Raw data:
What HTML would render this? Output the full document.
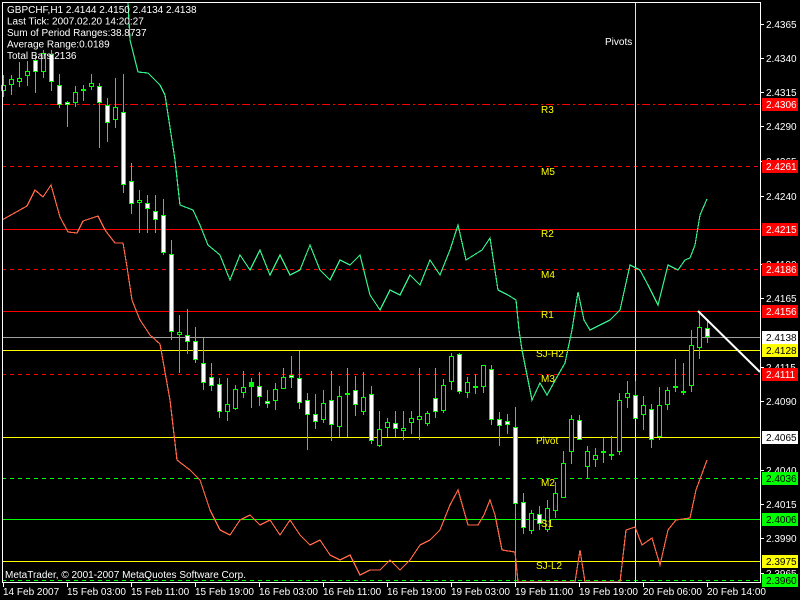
<!DOCTYPE html>
<html><head><meta charset="utf-8"><style>
html,body{margin:0;padding:0;background:#000;}
svg{display:block;font-family:"Liberation Sans",sans-serif;}
line,rect,polyline{shape-rendering:crispEdges;}
</style></head><body>
<svg id="c" width="800" height="600" xmlns="http://www.w3.org/2000/svg">
<rect width="800" height="600" fill="#000"/>
<g id="lines"></g>
<g id="candles"></g>
<g id="over"></g>
</svg>
<script>
var NS="http://www.w3.org/2000/svg";
function el(p,t,a,txt){var e=document.createElementNS(NS,t);for(var k in a)e.setAttribute(k,a[k]);if(txt!=null)e.textContent=txt;document.getElementById(p).appendChild(e);return e;}
var lv=[
[104,"#ff0000","8,3,2,3","R3","2.4306","#ff0000","#fff",113],
[166,"#ff0000","4,4","M5","2.4261","#ff0000","#fff",175],
[229,"#ff0000",null,"R2","2.4215","#ff0000","#fff",237],
[269,"#ff0000","4,4","M4","2.4186","#ff0000","#fff",278],
[311,"#ff0000",null,"R1","2.4156","#ff0000","#fff",318],
[337,"#a0a0a0",null,"","2.4138","#fff","#000",0],
[350,"#ffff00",null,"SJ-H2","2.4128","#ffff00","#000",357],
[374,"#ff0000","4,4","M3","2.4111","#ff0000","#fff",382],
[437,"#ffff00",null,"Pivot","2.4065","#fff","#000",444],
[478,"#00ff00","4,4","M2","2.4036","#00ff00","#000",486],
[519,"#00ff00",null,"S1","2.4006","#00ff00","#000",527],
[561,"#ffff00",null,"SJ-L2","2.3975","#ffff00","#000",569],
[580,"#00ff00","4,4","","2.3960","#00ff00","#000",0]
];
lv.forEach(function(l){var a={x1:2,x2:760,y1:l[0],y2:l[0]+1,stroke:"none",fill:l[1]};
 if(l[2]){var d=l[2].split(",").map(Number),x=2,i=0;while(x<760){if(i%2==0)el("lines","rect",{x:x,y:l[0],width:Math.min(d[i%d.length],760-x),height:1,fill:l[1]});x+=d[i%d.length];i++;}}
 else el("lines","rect",{x:2,y:l[0],width:758,height:1,fill:l[1]});});
el("lines","rect",{x:635,y:2,width:1,height:580,fill:"#e8e8a8"});
el("lines","polyline",{fill:"none",stroke:"#33ee88","stroke-width":1.2,points:"128,2 130,40 138,72 148,73 160,85 165,95 175,160 180,205 193,210 200,225 208,245 220,255 230,280 240,255 250,270 260,250 270,275 280,255 290,275 300,270 310,245 320,270 330,280 340,260 350,265 360,255 370,295 380,310 390,290 400,295 410,275 420,285 430,260 440,275 450,250 458,225 466,260 474,255 482,250 490,238 498,290 508,295 516,300 519,330 522,350 532,400 540,383 547,395 557,377 565,363 572,330 578,292 584,320 590,330 600,325 610,320 620,310 630,265 640,270 648,285 658,305 668,265 678,270 685,260 690,258 695,245 700,215 707,199"});
el("lines","polyline",{fill:"none",stroke:"#ff6644","stroke-width":1.2,points:"2,220 27,206 35,190 43,197 51,185 60,217 68,232 77,233 83,221 98,216 105,230 115,243 123,243 127,267 132,300 140,320 150,335 160,344 170,400 177,460 190,470 200,480 210,510 220,530 230,535 240,520 250,515 260,525 270,520 280,535 290,520 300,535 310,545 320,540 330,555 340,560 350,555 360,575 370,570 380,570 390,560 400,570 410,560 420,545 430,540 440,530 450,505 458,490 468,525 478,525 484,515 490,500 495,515 502,550 515,552 518,582 575,582 580,550 585,582 620,582 626,530 635,527 642,545 652,538 660,565 668,530 676,520 690,518 696,490 707,460"});
var C=[
[3,85,91,75,97,0],[11,79,85,75,95,0],[19,78,82,62,87,0],[27,71,76,61,86,0],[35,60,72,55,93,1],[43,53,72,50,78,0],[51,54,82,50,91,1],[59,85,105,74,108,1],[67,102,105,101,127,1],[75,92,103,86,107,0],[83,89,91,85,101,2],[91,83,87,74,90,0],[99,86,103,83,148,1],[107,105,123,98,142,1],[115,107,120,78,128,0],[123,112,185,74,193,1],[131,181,204,163,214,1],[139,200,203,190,233,0],[147,203,209,195,233,1],[155,211,220,195,233,1],[163,215,253,199,255,1],[171,254,332,240,340,1],
[179,332,335,315,373,0],[187,335,342,309,354,1],[195,341,360,327,363,1],[203,363,383,338,390,1],[211,377,386,363,391,1],[219,384,412,378,418,1],[227,404,412,378,421,0],[235,389,409,385,410,0],[243,387,393,371,398,0],[251,382,387,378,408,2],[259,386,397,372,406,1],[267,401,404,390,408,1],[275,389,401,383,410,0],[283,377,389,368,389,0],[291,375,377,356,388,1],[299,378,403,351,409,1],[307,400,415,393,450,1],[315,414,422,394,429,1],[323,403,420,390,423,0],[331,400,425,371,441,1],[339,396,427,386,437,0],[347,393,394,368,437,2],[355,390,405,376,416,1],[363,397,412,372,415,0],[371,394,441,386,444,1],[379,429,446,411,447,0],[387,422,428,418,437,0],[395,423,429,411,437,1],[403,428,429,411,440,0],[411,418,423,411,434,0],[419,416,420,368,440,0],[427,413,424,411,426,0],[435,398,412,368,418,1],[443,385,411,379,413,0],
[451,356,382,353,390,0],[459,354,392,353,394,1],[467,382,393,377,398,0],[475,386,388,374,394,2],[483,365,387,365,393,0],[491,369,420,365,425,1],[499,419,426,412,446,1],[507,421,425,414,434,1],[515,427,504,407,582,1],[523,502,528,493,534,1],[531,513,531,510,534,0],[539,514,524,506,530,1],[547,508,530,500,532,0],[555,493,511,482,518,0],[563,463,498,451,498,0],[571,419,452,415,464,0],[579,420,440,415,440,1],[587,451,467,446,478,0],[595,455,460,448,467,0],[603,451,453,438,463,2],[611,454,456,436,460,2],[619,400,452,393,455,0],[627,393,398,381,408,0],[635,395,419,381,418,1],[643,405,415,396,430,0],[651,409,440,404,448,1],[659,405,437,387,440,0],[667,390,405,387,410,0],[675,386,388,359,392,2],[683,391,393,363,395,2],[691,345,386,330,392,0],[699,327,348,313,359,0],[707,328,337,319,343,1]
];
C.forEach(function(c){
 el("candles","rect",{x:c[0],y:c[3],width:1,height:c[4]-c[3],fill:"#00ff00"});
 if(c[5]==2){el("candles","rect",{x:c[0]-2,y:c[1],width:5,height:Math.max(2,c[2]-c[1]),fill:"#00ff00"});}
 else {el("candles","rect",{x:c[0]-2,y:c[1],width:5,height:Math.max(3,c[2]-c[1]),fill:"#00ff00"});
   var h=Math.max(1,c[2]-c[1]-2);el("candles","rect",{x:c[0]-1,y:c[1]+1,width:3,height:h,fill:c[5]?"#fff":"#000"});}
});
el("over","line",{x1:698,y1:311,x2:760,y2:372,stroke:"#fff","stroke-width":2,style:"shape-rendering:auto"});
lv.forEach(function(l){if(l[3]){var x=l[3].length>2?536:541;el("over","text",{x:x,y:l[7],fill:"#ffff00","font-size":10},l[3]);}});
el("over","text",{x:605,y:45,fill:"#fff","font-size":10},"Pivots");
el("over","rect",{x:760,y:0,width:40,height:600,fill:"#000"});
el("over","rect",{x:0,y:582,width:800,height:18,fill:"#000"});
el("over","rect",{x:760,y:2,width:1,height:581,fill:"#fff"});
el("over","rect",{x:2,y:582,width:759,height:1,fill:"#fff"});
el("over","rect",{x:2,y:2,width:1,height:581,fill:"#fff"});
el("over","rect",{x:2,y:2,width:759,height:1,fill:"#fff"});
var ax=[["2.4365",24],["2.4340",58],["2.4315",92],["2.4290",126],["2.4265",161],["2.4240",196],["2.4190",264],["2.4165",298],["2.4115",367],["2.4090",401],["2.4040",470],["2.4015",504],["2.3990",538],["2.3965",573]];
ax.forEach(function(a){el("over","rect",{x:761,y:a[1],width:3,height:1,fill:"#fff"});el("over","text",{x:766,y:a[1]+4,fill:"#fff","font-size":10},a[0]);});
lv.forEach(function(l){el("over","rect",{x:762,y:l[0]-6,width:36,height:13,fill:l[5]});el("over","text",{x:766,y:l[0]+4,fill:l[6],"font-size":10},l[4]);});
var tl=["14 Feb 2007","15 Feb 03:00","15 Feb 11:00","15 Feb 19:00","16 Feb 03:00","16 Feb 11:00","16 Feb 19:00","19 Feb 03:00","19 Feb 11:00","19 Feb 19:00","20 Feb 06:00","20 Feb 14:00"];
tl.forEach(function(t,i){var x=3+64*i;el("over","rect",{x:x,y:583,width:1,height:4,fill:"#fff"});el("over","text",{x:x,y:595,fill:"#fff","font-size":10},t);});
var inf=["GBPCHF,H1  2.4144 2.4150 2.4134 2.4138","Last Tick: 2007.02.20 14:20:27","Sum of Period Ranges:38.8737","Average Range:0.0189","Total Bars:2136"];
inf.forEach(function(t,i){el("over","text",{x:7,y:13+11.5*i,fill:"#fff","font-size":10,"xml:space":"preserve"},t);});
el("over","text",{x:5,y:578,fill:"#fff","font-size":10},"MetaTrader, © 2001-2007 MetaQuotes Software Corp.");
</script>
</body></html>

Problem to work on: From the material above, copy each line that includes the word "document".

Answer:
What HTML would render this? Output the full document.
function el(p,t,a,txt){var e=document.createElementNS(NS,t);for(var k in a)e.setAttribute(k,a[k]);if(txt!=null)e.textContent=txt;document.getElementById(p).appendChild(e);return e;}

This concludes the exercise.